Потом поворачивается и быстро идет прочь по дорожке. До меня доносится шорох гравия под ее ногами.
Когда папа умер, мама долго обсуждала в похоронном бюро вопрос, открывать или не открывать гроб во время прощания в часовне. Агент похоронного бюро советовал нам оставить гроб закрытым. Чтобы мы запомнили папу таким, каким он был раньше. Только тогда, когда мама отказалась, агент стал говорить прямо:
— Он упал с высоты в тридцать метров на камни.
Мама не поняла. Она была не в себе.
— Вы можете его загримировать? — предложила она.

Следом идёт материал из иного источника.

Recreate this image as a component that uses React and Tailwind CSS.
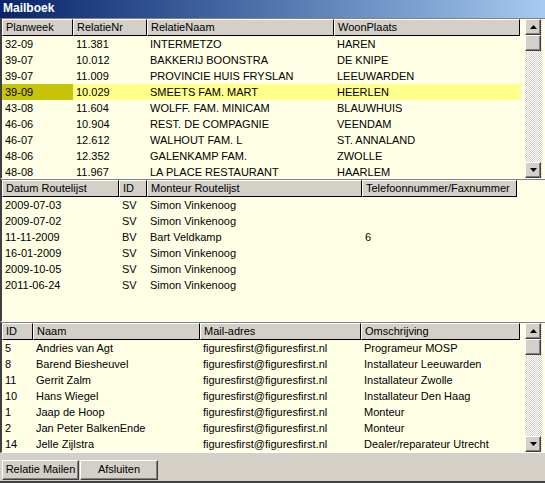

— Вы не понимаете. Если тело падает на камни с высоты в тридцать метров…
Гроб остался открытым.
Часовня была украшена цветами. Органист и скрипач исполняли псалмы. У задней двери стояли четверо мужчин из похоронного бюро. У них. были профессиональные выражения лиц, и казалось, что они сейчас расплачутся. Или рассмеются.